Changing the Way VC’s do Business - killakap
http://h360capital.com/category/news-updates

======
donnyg107
I don't think many venture capital firms work precisely in the way this man
describes. VC's aren't stupid, and they wouldn't do anything to actively limit
their scope of companies to invest in. Every VC looks around for fresh ideas.
I think that often times startups who know VCs will go to them with ideas, but
not as a springboard or as an "I know you" handout. I think that startups
often just go to the connection they have first because its the first place
they think of, and VCs picks them up if they are a good idea like any other
start up. If we found consistently bad startups which were made by connections
then this gentleman's claims may hold weight. I think that this VC will likely
find himself turning down many good connection startups by believing that
they're doing good and being fair. Its tough to break into any industry, and a
connection helps, but only as exposure, not sway toward automatic capital.

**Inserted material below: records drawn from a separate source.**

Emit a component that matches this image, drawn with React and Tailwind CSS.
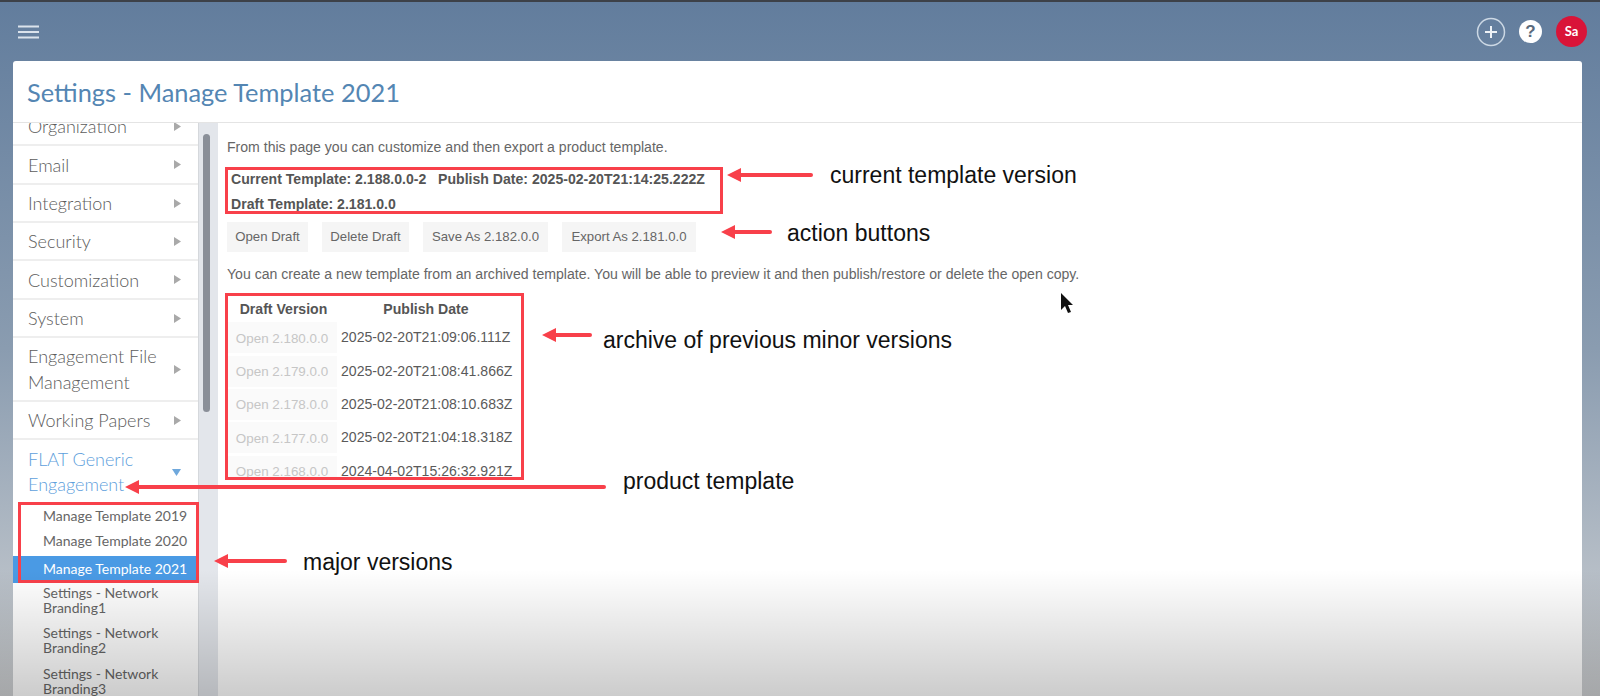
import React from 'react';

const sideItems = [
  { label: 'Organization', h: 'h-[38px]' },
  { label: 'Email', h: 'h-[39px]' },
  { label: 'Integration', h: 'h-[38px]' },
  { label: 'Security', h: 'h-[38px]' },
  { label: 'Customization', h: 'h-[39px]' },
  { label: 'System', h: 'h-[38px]' },
  { label: 'Engagement File Management', h: 'h-[64px]' },
  { label: 'Working Papers', h: 'h-[38px]' },
];

const archive = [
  ['Open 2.180.0.0', '2025-02-20T21:09:06.111Z'],
  ['Open 2.179.0.0', '2025-02-20T21:08:41.866Z'],
  ['Open 2.178.0.0', '2025-02-20T21:08:10.683Z'],
  ['Open 2.177.0.0', '2025-02-20T21:04:18.318Z'],
  ['Open 2.168.0.0', '2024-04-02T15:26:32.921Z'],
];

const arrows = [
  [811, 727, 175],
  [770, 721, 232],
  [590, 542, 335],
  [604, 125, 487],
  [285, 214, 561],
];

const Triangle = ({ color }) => (
  <svg width="9" height="11" viewBox="0 0 9 11" className="shrink-0">
    <path d="M1 1 L8 5.5 L1 10 Z" fill={color} />
  </svg>
);

const App = () => {
  return (
    <div className="relative h-[696px] w-[1600px] overflow-hidden flex flex-col bg-gradient-to-b from-[#627d9d] via-[#8a9cb0] to-[#cfd1d3] border-t-2 border-[#3d4148] font-['Liberation_Sans',sans-serif]">
      {/* top bar */}
      <div className="h-[59px] shrink-0 flex items-center justify-between pl-[18px] pr-[13px]">
        <svg width="21" height="14" viewBox="0 0 21 14">
          <path d="M0 1.5H21M0 7H21M0 12.5H21" stroke="#dbe3ec" strokeWidth="2" />
        </svg>
        <div className="flex items-center gap-[12px]">
          <svg width="30" height="30" viewBox="0 0 30 30">
            <circle cx="15" cy="15" r="13.5" fill="none" stroke="#ccd8e4" strokeWidth="1.5" />
            <path d="M15 9V21M9 15H21" stroke="#eef2f6" strokeWidth="2" />
          </svg>
          <div className="w-[23px] h-[23px] mx-[1px] rounded-full bg-white flex items-center justify-center text-[#5a6a7c] text-[17px] font-bold">?</div>
          <div className="w-[31px] h-[31px] ml-[1px] rounded-full bg-[#d91438] flex items-center justify-center text-white text-[13px] font-bold font-['Lato',sans-serif]">Sa</div>
        </div>
      </div>

      {/* card */}
      <div className="flex-1 min-h-0 ml-[13px] mr-[18px] bg-white rounded-t-[3px] flex flex-col">
        <div className="h-[62px] shrink-0 border-b border-[#e4e4e4] flex items-center pl-[14px] pt-[2px] font-['Lato',sans-serif] text-[25.4px] text-[#5486b3]">
          Settings - Manage Template 2021
        </div>

        <div className="flex-1 min-h-0 flex">
          {/* sidebar */}
          <div className="w-[186px] shrink-0 overflow-hidden border-r border-[#d5d8dc] font-['Lato',sans-serif]">
            <div className="-mt-[15px]">
              {sideItems.map((item) => (
                <div key={item.label} className={`${item.h} flex items-center justify-between pl-[15px] pr-[16px] border-b-2 border-[#eeeeee] text-[18px] font-light leading-[26px] text-[#5c5c5c]`}>
                  <span className="w-[145px]">{item.label}</span>
                  <Triangle color="#a9a9a9" />
                </div>
              ))}
              <div className="h-[62px] pt-[2px] flex items-center justify-between pl-[15px] pr-[16px] text-[18px] font-light leading-[25px] text-[#5ea0dc]">
                <span className="w-[120px]">FLAT Generic Engagement</span>
                <svg width="11" height="9" viewBox="0 0 11 9">
                  <path d="M1 1 L10 1 L5.5 8 Z" fill="#6fa8dc" />
                </svg>
              </div>
              <div className="pt-[1px] text-[14px] text-[#666666]">
                <div className="h-[25px] pl-[30px] flex items-center">Manage Template 2019</div>
                <div className="h-[28px] pb-[3px] pl-[30px] flex items-center">Manage Template 2020</div>
                <div className="h-[27px] pb-[2px] pl-[30px] flex items-center bg-[#4a9ae4] text-white">Manage Template 2021</div>
                <div className="pl-[30px] pt-[2px] leading-[15px] h-[40px]">Settings - Network Branding1</div>
                <div className="pl-[30px] pt-[2px] leading-[15px] h-[41px]">Settings - Network Branding2</div>
                <div className="pl-[30px] pt-[2px] leading-[15px] h-[40px]">Settings - Network Branding3</div>
              </div>
            </div>
          </div>

          {/* scroll gutter */}
          <div className="w-[19px] shrink-0 bg-[#e3e6eb] pl-[4px] pt-[11px]">
            <div className="w-[7px] h-[278px] rounded-full bg-[#8a8f98]" />
          </div>

          {/* main content */}
          <div className="flex-1 min-w-0 pl-[9px] pt-[16px] text-[14.08px] text-[#666666]">
            <p className="leading-[16px]">From this page you can customize and then export a product template.</p>
            <div className="mt-[12px] pl-[4px] font-bold text-[#555555]">
              <p className="leading-[25px]">Current Template: 2.188.0.0-2 &nbsp; Publish Date: 2025-02-20T21:14:25.222Z</p>
              <p className="leading-[25px]">Draft Template: 2.181.0.0</p>
            </div>
            <div className="mt-[5px] flex gap-[14px] text-[13.2px]">
              <button className="h-[30px] w-[81px] bg-[#f5f5f5]">Open Draft</button>
              <button className="h-[30px] w-[87px] bg-[#f5f5f5]">Delete Draft</button>
              <button className="h-[30px] w-[125px] bg-[#f5f5f5]">Save As 2.182.0.0</button>
              <button className="h-[30px] w-[134px] bg-[#f5f5f5]">Export As 2.181.0.0</button>
            </div>
            <p className="mt-[14px] leading-[16px]">You can create a new template from an archived template. You will be able to preview it and then publish/restore or delete the open copy.</p>

            <div className="mt-[16px] h-[181px] w-[296px] overflow-hidden">
              <div className="flex h-[23px] items-center font-bold text-[#555555]">
                <span className="w-[113px] text-center">Draft Version</span>
                <span className="w-[172px] text-center">Publish Date</span>
              </div>
              {archive.map(([open, date]) => (
                <div key={open} className="flex h-[33.4px] items-center">
                  <span className="w-[110px] h-[31px] pt-[2px] flex items-center justify-center bg-[#fafafa] text-[13.4px] text-[#c6c6c6]">{open}</span>
                  <span className="pl-[4px] text-[#5a5a5a]">{date}</span>
                </div>
              ))}
            </div>
          </div>
        </div>
      </div>

      {/* annotations over the screen */}
      <div className="absolute left-[225px] top-[165px] w-[498px] h-[47px] border-[3px] border-[#f8404a] pointer-events-none" />
      <div className="absolute left-[225px] top-[291px] w-[299px] h-[187px] border-[3px] border-[#f8404a] pointer-events-none" />
      <div className="absolute left-[18px] top-[500px] w-[181px] h-[81px] border-[3px] border-[#f8404a] pointer-events-none" />

      <svg className="absolute -top-[2px] left-0 pointer-events-none" width="1600" height="696" viewBox="0 0 1600 696">
        {arrows.map(([tail, tip, y]) => (
          <g key={tip}>
            <path d={`M${tail} ${y}L${tip + 12} ${y}`} stroke="#f8404a" strokeWidth="4" strokeLinecap="round" />
            <path d={`M${tip} ${y}L${tip + 14} ${y - 7}L${tip + 14} ${y + 7}Z`} fill="#f8404a" />
          </g>
        ))}
        <path d="M1061 293L1061 310L1065 306L1068 313L1071 312L1068 305L1073 305Z" fill="#111111" />
      </svg>

      <span className="absolute left-[830px] top-[161px] text-[23px] leading-[24px] text-[#111111]">current template version</span>
      <span className="absolute left-[787px] top-[219px] text-[23px] leading-[24px] text-[#111111]">action buttons</span>
      <span className="absolute left-[603px] top-[326px] text-[23px] leading-[24px] text-[#111111]">archive of previous minor versions</span>
      <span className="absolute left-[623px] top-[467px] text-[23px] leading-[24px] text-[#111111]">product template</span>
      <span className="absolute left-[303px] top-[548px] text-[23px] leading-[24px] text-[#111111]">major versions</span>

      {/* video fade at the bottom of the frame */}
      <div className="absolute left-0 right-0 bottom-0 h-[126px] bg-gradient-to-b from-transparent to-black/20 pointer-events-none" />
    </div>
  );
};

export default App;
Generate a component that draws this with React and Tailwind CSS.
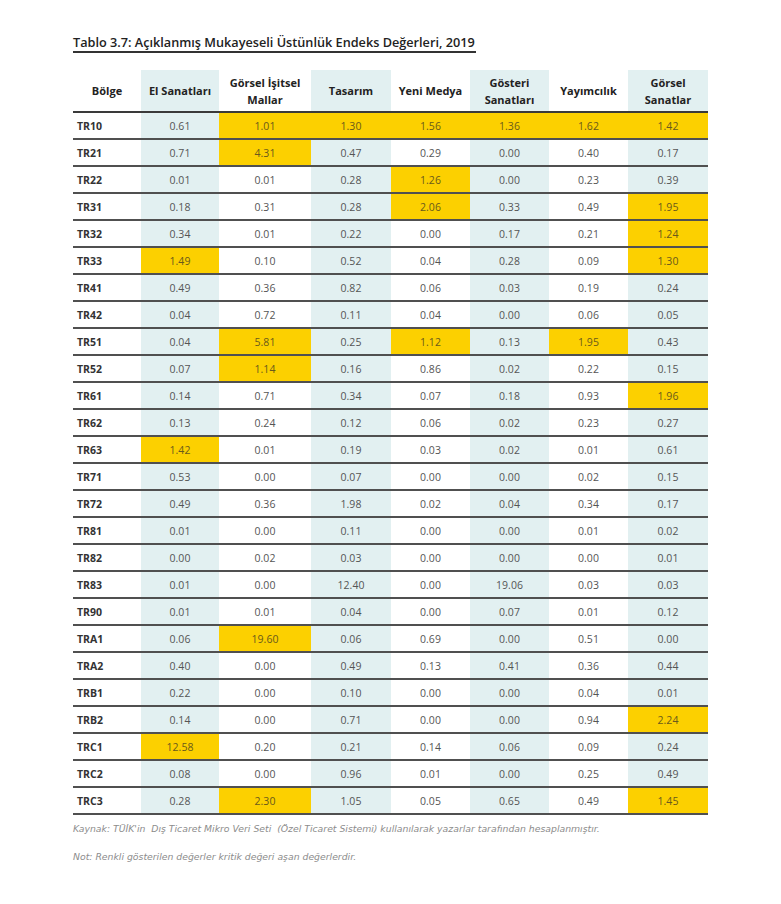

Exposure shouldn't be taken as a handicap to other start ups. If the startups
without many connections have a good idea the interns in VC firms will notice
them in not very long and forward the idea to their boss. That or they can
apply to Ycom. The point is that this is a pure enough industry that the door
doesn't close after the first 10 startups get funding, and those first ten
will be judged just like the next 20 or 30 because there's no VC deadline
every year (first come first served on applies when there are first in a time
frame. No time frame, no firsts). Any VC that doesn't is handicapping
themselves or using a different business model. (Mind the poor english. Its
nap time where I am. Also, this article seems to conflict with Ycom's systems,
but it doesn't. People that would have had connections just apply to Ycom like
everyone else. If anything Ycom has found an effective way of increasing their
scope unlike this VC which limited their scope to startups they don't know.)